CREATE TABLE proposal_line_item (
    id VARCHAR PRIMARY KEY,
    proposal_id VARCHAR NOT NULL,
    station_id VARCHAR,
    station_callsign VARCHAR,

    spots_per_week INTEGER NOT NULL,
    weeks INTEGER NOT NULL,

    rate_id VARCHAR,
    gross_rate_per_spot DECIMAL(10,2) NOT NULL,
    net_rate_per_spot DECIMAL(10,2) NOT NULL,
    total_gross DECIMAL(12,2) NOT NULL,
    total_net DECIMAL(12,2) NOT NULL,

    notes TEXT,
    created_at TIMESTAMP DEFAULT CURRENT_TIMESTAMP,
    updated_at TIMESTAMP DEFAULT CURRENT_TIMESTAMP
);

CREATE INDEX idx_proposal_status ON proposal(status);
CREATE INDEX idx_proposal_client ON proposal(client_id);
CREATE INDEX idx_proposal_dates ON proposal(start_date, end_date);
CREATE INDEX idx_line_item_proposal ON proposal_line_item(proposal_id);

3.3 API Endpoints¶

Method	Endpoint	Purpose
GET	`/api/v1/proposals`	List proposals with filters
GET	`/api/v1/proposals/{id}`	Get proposal with line items
POST	`/api/v1/proposals`	Create proposal
PATCH	`/api/v1/proposals/{id}`	Update proposal
DELETE	`/api/v1/proposals/{id}`	Delete proposal
POST	`/api/v1/proposals/{id}/line-items`	Add stations to proposal
PATCH	`/api/v1/proposals/{id}/line-items`	Update line items
DELETE	`/api/v1/proposals/{id}/line-items`	Remove stations
POST	`/api/v1/proposals/{id}/send`	Mark as sent to client
POST	`/api/v1/proposals/{id}/accept`	Mark as accepted
POST	`/api/v1/proposals/{id}/reject`	Mark as rejected
POST	`/api/v1/proposals/{id}/convert`	Convert to RadioBuy
GET	`/api/v1/proposals/{id}/summary`	Financial summary
GET	`/api/v1/proposals/{id}/export`	Export as PDF/Excel

3.4 Ingestion Pipeline¶

For historical proposals in docs/proposals/:

# scripts/ingest_proposals.py
class ProposalIngestionPipeline:
    def ingest_file(self, file_path: str) -> Proposal:
        """
        1. Detect format (PDF, Excel, CSV)
        2. Extract data using appropriate parser
        3. Map to Proposal schema
        4. Validate against existing clients/stations
        5. Create proposal with line items
        6. Return created proposal
        """

    def ingest_directory(self, dir_path: str) -> list[Proposal]:
        """Process all files in directory"""

3.5 Deliverables¶

Proposal and ProposalLineItem models
Database schema migration
CRUD API endpoints
Proposal status workflow (draft → sent → accepted/rejected → converted)
Historical proposal ingestion pipeline
Proposal export (PDF/Excel)

Phase 4: Proposal Generation (Stub)¶

Goal: Prepare the system for automated proposal generation.

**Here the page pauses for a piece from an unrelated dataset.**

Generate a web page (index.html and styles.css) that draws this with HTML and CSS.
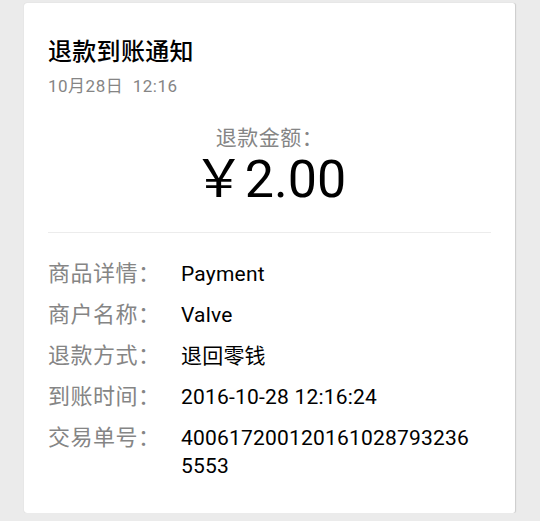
FILE: index.html
```html
<!DOCTYPE html>
<html lang="zh-CN">
<head>
<meta charset="utf-8">
<title>退款到账通知</title>
<link rel="stylesheet" href="styles.css">
</head>
<body>
<div class="card">
  <div class="title">退款到账通知</div>
  <div class="time">10月28日&nbsp;&nbsp;12:16</div>
  <div class="amount-block">
    <div class="amount-label">退款金额：</div>
    <div class="amount">￥2.00</div>
  </div>
  <div class="divider"></div>
  <div class="rows">
    <div class="label">商品详情：</div>
    <div class="value">Payment</div>
    <div class="label">商户名称：</div>
    <div class="value">Valve</div>
    <div class="label">退款方式：</div>
    <div class="value">退回零钱</div>
    <div class="label">到账时间：</div>
    <div class="value">2016-10-28 12:16:24</div>
    <div class="label">交易单号：</div>
    <div class="value order">4006172001201610287932365553</div>
  </div>
</div>
</body>
</html>
```
FILE: styles.css
```css
html, body {
  margin: 0;
  padding: 0;
  background: #ebebeb;
}
body {
  font-family: Roboto, "Noto Sans CJK SC", sans-serif;
  color: #111;
}
.card {
  box-sizing: border-box;
  margin: 3px 0 0 24px;
  width: 492px;
  height: 510px;
  background: #fff;
  border-radius: 3px;
  border-right: 1px solid #cfcfcf;
  box-shadow: 0 0 1px rgba(0,0,0,0.18);
  padding: 34px 24px 30px 24px;
}
.title {
  font-size: 24px;
  line-height: 30px;
  letter-spacing: 0.3px;
  font-weight: 500;
  color: #000;
}
.time {
  margin-top: 9px;
  font-size: 17px;
  line-height: 20px;
  color: #858585;
  letter-spacing: 0.5px;
}
.amount-block {
  margin-top: 30px;
  text-align: center;
}
.amount-label {
  font-size: 21px;
  line-height: 24px;
  color: #858585;
  letter-spacing: 0.5px;
}
.amount {
  margin-top: 0;
  font-size: 52px;
  line-height: 60px;
  color: #000;
}
.divider {
  margin-top: 22px;
  height: 1px;
  background: #ececec;
}
.rows {
  margin-top: 27px;
  display: grid;
  grid-template-columns: 133px 292px;
  row-gap: 13px;
  font-size: 21px;
  line-height: 28px;
}
.label {
  color: #858585;
  font-size: 22px;
  letter-spacing: 0.5px;
}
.value {
  color: #000;
  letter-spacing: 0.2px;
}
.order {
  word-break: break-all;
}
```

4.1 Generation Flow (Future)¶

Client Request
    ↓
[Parameters]
  - Target states/markets
  - Ad type (candidate/issue)
  - Duration preference
  - Budget range
  - Date range
  - Preemption preference
    ↓
[Rate Lookup]
  - Query active rates matching parameters
  - Filter by station network status
  - Sort by cost efficiency or reach
    ↓
[Station Selection]
  - Auto-select optimal station mix
  - Balance rural/non-rural coverage
  - Respect budget constraints
    ↓
[Proposal Assembly]
  - Create proposal with selected stations
  - Calculate totals and commission
  - Generate summary
    ↓
[Output]
  - Draft proposal ready for review
  - Exportable to client format

4.2 Stub Endpoint¶

@router.post("/api/v1/proposals/generate")
async def generate_proposal(
    request: ProposalGenerationRequest
) -> Proposal:
    """
    Generate a proposal based on campaign parameters.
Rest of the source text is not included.